Set task
In the following material, identify every line holding the string "components" and return it.
[Begin Collected material]
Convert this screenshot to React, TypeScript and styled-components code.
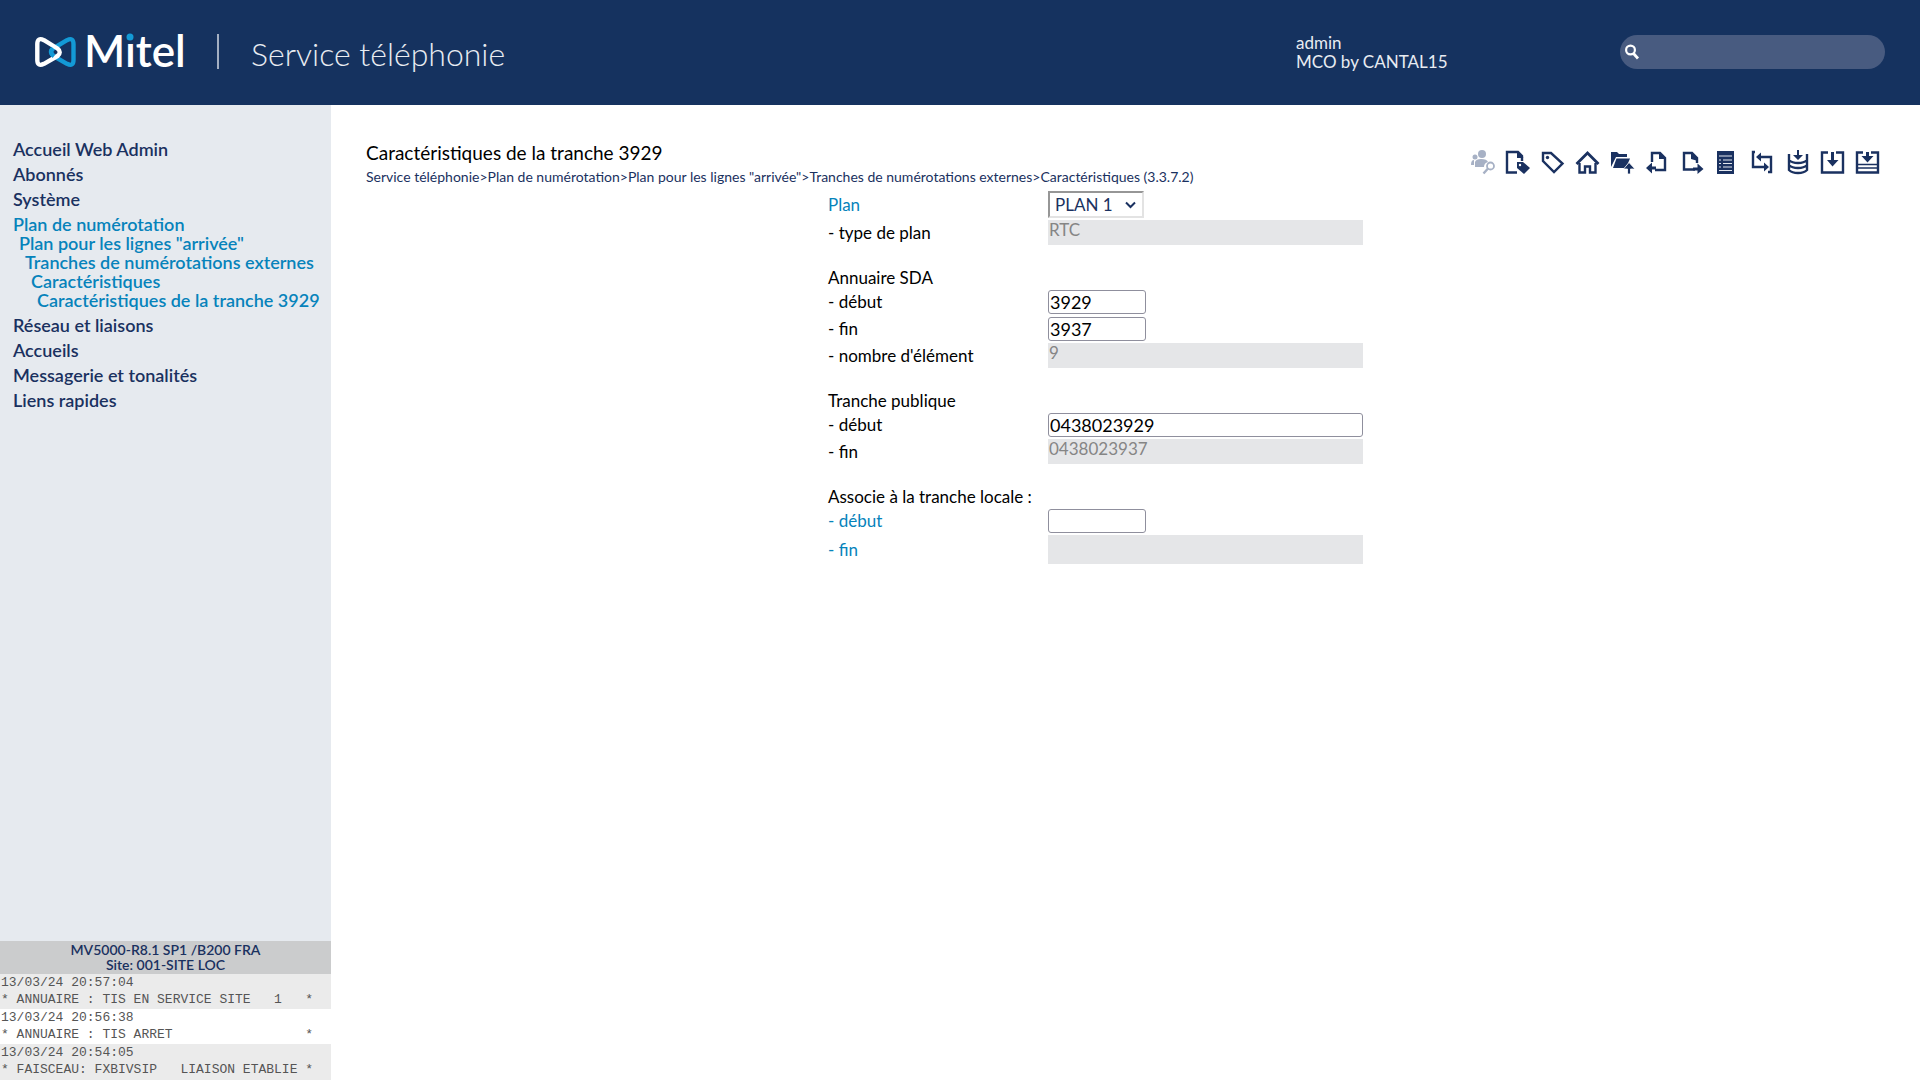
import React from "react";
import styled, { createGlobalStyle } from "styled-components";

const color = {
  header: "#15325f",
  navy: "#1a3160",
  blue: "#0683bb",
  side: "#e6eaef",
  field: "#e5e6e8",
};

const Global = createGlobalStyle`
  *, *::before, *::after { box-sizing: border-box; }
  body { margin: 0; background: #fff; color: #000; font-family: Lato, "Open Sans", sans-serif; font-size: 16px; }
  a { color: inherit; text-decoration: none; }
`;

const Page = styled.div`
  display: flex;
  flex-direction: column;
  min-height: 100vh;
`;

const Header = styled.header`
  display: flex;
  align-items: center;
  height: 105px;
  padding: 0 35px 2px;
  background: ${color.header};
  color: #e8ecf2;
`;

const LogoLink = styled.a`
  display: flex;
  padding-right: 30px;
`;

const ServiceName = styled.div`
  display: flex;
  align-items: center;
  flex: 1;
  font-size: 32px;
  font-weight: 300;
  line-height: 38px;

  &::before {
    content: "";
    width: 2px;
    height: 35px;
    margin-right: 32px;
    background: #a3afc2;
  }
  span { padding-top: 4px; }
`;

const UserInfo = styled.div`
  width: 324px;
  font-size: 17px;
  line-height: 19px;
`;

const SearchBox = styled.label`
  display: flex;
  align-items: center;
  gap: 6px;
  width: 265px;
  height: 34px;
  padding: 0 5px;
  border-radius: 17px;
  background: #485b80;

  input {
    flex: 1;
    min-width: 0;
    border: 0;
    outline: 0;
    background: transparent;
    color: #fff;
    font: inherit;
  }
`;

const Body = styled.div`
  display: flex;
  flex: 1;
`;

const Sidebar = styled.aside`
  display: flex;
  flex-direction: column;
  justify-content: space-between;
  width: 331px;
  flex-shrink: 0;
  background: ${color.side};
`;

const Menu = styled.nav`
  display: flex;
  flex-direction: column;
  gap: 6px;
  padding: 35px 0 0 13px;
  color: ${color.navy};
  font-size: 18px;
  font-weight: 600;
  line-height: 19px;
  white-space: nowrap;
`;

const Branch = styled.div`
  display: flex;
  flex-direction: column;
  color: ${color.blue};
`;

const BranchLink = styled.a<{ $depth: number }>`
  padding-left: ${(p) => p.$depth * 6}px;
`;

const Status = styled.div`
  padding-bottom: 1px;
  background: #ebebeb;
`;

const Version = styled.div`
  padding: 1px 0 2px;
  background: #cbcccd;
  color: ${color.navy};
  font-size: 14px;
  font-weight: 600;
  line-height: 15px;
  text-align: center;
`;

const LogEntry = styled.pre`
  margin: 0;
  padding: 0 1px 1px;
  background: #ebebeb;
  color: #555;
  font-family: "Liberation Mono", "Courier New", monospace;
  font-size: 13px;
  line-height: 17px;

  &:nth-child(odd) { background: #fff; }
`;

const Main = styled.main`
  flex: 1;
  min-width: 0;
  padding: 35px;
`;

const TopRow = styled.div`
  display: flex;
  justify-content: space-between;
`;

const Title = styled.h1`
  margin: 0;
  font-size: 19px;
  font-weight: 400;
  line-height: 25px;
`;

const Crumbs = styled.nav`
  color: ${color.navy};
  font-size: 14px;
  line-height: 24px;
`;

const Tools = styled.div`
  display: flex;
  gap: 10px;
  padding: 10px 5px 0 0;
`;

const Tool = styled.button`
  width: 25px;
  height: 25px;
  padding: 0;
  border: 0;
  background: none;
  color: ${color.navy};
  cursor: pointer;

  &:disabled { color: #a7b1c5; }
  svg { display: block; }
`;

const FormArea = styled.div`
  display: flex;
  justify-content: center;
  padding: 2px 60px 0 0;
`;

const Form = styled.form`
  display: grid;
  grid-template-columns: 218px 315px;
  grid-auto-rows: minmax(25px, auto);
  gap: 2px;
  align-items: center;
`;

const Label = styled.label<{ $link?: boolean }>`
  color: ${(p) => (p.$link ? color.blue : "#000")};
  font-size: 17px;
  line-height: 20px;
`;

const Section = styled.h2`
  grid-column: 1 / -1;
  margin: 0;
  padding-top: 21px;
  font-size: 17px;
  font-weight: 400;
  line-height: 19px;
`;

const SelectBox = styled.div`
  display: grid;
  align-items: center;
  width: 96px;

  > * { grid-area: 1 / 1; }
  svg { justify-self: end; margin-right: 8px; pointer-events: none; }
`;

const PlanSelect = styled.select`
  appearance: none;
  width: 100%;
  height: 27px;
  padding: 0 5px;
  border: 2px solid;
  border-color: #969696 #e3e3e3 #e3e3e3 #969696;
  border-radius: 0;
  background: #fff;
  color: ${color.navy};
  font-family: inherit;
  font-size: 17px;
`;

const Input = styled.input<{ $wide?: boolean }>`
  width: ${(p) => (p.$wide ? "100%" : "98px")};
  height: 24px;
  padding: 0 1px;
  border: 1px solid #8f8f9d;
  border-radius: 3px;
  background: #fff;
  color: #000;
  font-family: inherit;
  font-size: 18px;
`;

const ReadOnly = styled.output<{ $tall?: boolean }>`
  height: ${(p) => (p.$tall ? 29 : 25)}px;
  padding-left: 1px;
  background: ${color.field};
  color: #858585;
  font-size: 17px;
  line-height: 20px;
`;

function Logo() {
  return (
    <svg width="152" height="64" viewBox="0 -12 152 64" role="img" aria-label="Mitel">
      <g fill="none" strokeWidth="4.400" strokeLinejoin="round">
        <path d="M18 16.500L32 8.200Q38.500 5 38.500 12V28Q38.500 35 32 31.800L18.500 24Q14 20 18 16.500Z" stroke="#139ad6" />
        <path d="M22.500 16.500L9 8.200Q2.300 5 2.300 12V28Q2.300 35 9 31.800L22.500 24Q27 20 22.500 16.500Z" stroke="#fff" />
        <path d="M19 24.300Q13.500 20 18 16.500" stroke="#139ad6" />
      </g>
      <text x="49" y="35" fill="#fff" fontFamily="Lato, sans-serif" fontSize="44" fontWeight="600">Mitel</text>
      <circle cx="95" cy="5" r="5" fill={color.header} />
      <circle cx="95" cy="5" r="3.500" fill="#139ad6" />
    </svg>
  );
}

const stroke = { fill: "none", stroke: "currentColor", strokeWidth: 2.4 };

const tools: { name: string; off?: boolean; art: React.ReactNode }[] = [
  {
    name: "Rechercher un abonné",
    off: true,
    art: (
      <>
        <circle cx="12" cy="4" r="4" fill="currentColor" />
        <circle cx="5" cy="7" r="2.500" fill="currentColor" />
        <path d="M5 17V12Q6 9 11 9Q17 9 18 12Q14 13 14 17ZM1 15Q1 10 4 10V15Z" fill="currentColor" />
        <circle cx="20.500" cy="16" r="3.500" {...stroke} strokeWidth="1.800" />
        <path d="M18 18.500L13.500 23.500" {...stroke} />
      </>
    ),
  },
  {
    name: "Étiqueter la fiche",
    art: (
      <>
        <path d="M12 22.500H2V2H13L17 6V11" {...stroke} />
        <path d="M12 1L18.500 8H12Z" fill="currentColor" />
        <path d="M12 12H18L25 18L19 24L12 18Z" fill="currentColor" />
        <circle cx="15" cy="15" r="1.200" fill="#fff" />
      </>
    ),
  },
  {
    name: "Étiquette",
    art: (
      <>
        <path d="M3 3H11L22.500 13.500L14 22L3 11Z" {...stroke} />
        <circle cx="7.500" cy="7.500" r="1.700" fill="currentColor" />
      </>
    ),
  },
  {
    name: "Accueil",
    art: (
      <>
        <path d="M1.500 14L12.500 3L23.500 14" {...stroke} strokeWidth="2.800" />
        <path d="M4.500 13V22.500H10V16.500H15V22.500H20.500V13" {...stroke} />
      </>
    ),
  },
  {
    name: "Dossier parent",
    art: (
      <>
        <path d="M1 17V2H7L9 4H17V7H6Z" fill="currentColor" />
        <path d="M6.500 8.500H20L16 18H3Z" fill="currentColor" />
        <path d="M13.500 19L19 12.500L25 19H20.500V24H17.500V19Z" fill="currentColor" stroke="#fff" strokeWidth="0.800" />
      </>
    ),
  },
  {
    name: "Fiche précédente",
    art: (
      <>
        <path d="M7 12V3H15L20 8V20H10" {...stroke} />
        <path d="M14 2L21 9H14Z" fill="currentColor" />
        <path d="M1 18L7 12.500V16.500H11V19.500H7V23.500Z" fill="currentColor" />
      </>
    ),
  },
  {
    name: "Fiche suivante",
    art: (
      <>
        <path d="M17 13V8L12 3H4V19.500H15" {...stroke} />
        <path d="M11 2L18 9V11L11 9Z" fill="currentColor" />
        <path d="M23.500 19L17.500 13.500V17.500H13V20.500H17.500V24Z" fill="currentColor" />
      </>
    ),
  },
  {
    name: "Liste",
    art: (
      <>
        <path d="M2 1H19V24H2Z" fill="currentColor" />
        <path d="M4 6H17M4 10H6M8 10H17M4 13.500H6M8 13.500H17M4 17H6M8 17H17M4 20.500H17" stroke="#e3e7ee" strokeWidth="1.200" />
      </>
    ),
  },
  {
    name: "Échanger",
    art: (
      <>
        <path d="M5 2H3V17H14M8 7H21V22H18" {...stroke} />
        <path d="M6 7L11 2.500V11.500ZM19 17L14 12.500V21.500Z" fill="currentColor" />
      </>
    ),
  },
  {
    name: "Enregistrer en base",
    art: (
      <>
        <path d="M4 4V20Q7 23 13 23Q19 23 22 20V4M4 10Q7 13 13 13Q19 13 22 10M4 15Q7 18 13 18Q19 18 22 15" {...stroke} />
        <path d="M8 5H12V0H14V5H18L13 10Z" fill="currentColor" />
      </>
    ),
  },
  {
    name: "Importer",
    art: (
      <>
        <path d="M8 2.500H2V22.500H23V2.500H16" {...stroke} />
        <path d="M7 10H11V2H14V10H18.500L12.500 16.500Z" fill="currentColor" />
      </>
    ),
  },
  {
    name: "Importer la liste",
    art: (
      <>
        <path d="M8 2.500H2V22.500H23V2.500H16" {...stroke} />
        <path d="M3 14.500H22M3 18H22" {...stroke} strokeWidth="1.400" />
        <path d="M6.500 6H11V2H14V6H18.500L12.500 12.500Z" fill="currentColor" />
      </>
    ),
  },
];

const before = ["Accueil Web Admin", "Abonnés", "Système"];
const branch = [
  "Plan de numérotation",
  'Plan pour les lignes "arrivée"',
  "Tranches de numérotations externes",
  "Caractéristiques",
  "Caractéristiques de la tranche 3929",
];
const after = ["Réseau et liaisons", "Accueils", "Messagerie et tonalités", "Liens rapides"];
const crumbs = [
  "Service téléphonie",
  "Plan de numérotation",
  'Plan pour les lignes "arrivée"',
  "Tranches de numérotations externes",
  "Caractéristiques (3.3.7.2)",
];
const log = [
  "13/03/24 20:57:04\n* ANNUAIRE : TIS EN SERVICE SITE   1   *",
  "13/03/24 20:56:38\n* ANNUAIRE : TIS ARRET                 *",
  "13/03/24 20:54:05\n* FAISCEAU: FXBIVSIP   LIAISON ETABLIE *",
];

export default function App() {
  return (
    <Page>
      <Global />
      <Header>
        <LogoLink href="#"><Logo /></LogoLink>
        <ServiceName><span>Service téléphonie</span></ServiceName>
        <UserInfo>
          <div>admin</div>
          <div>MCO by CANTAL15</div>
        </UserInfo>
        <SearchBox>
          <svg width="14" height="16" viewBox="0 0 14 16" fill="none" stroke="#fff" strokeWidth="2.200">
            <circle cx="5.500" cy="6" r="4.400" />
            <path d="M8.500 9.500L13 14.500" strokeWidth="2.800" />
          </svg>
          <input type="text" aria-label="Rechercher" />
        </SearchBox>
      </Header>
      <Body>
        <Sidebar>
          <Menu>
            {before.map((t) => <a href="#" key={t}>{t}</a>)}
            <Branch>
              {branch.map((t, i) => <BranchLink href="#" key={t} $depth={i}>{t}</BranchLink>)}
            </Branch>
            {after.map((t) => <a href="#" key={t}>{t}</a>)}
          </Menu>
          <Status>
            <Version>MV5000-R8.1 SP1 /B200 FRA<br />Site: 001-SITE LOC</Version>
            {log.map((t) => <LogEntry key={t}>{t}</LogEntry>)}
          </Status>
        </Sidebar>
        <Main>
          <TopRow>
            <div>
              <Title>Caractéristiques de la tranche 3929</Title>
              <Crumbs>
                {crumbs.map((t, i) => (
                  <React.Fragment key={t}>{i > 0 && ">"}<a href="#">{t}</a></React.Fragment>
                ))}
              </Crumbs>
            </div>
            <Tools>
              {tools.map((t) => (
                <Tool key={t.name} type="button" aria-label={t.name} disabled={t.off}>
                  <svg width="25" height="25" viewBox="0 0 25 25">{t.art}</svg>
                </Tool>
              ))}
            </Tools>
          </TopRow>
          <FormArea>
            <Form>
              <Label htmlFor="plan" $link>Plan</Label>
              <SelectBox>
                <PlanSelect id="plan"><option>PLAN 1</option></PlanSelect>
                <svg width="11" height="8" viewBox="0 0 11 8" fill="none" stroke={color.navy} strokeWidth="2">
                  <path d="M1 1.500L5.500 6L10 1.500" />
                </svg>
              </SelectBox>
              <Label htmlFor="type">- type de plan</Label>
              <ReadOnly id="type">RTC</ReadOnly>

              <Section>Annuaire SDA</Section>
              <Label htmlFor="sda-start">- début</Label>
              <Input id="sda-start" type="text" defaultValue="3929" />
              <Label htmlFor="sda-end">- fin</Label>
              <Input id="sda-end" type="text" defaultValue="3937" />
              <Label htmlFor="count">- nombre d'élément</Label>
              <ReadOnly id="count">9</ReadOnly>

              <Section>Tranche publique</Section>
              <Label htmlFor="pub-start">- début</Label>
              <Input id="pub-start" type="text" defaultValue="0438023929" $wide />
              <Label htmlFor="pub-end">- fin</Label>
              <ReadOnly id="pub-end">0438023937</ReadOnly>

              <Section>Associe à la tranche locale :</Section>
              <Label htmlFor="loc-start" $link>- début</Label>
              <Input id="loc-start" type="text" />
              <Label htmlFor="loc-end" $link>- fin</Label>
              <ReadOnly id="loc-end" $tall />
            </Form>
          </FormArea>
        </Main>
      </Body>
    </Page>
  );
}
[End Collected material]
The solution
Convert this screenshot to React, TypeScript and styled-components code.
import styled, { createGlobalStyle } from "styled-components";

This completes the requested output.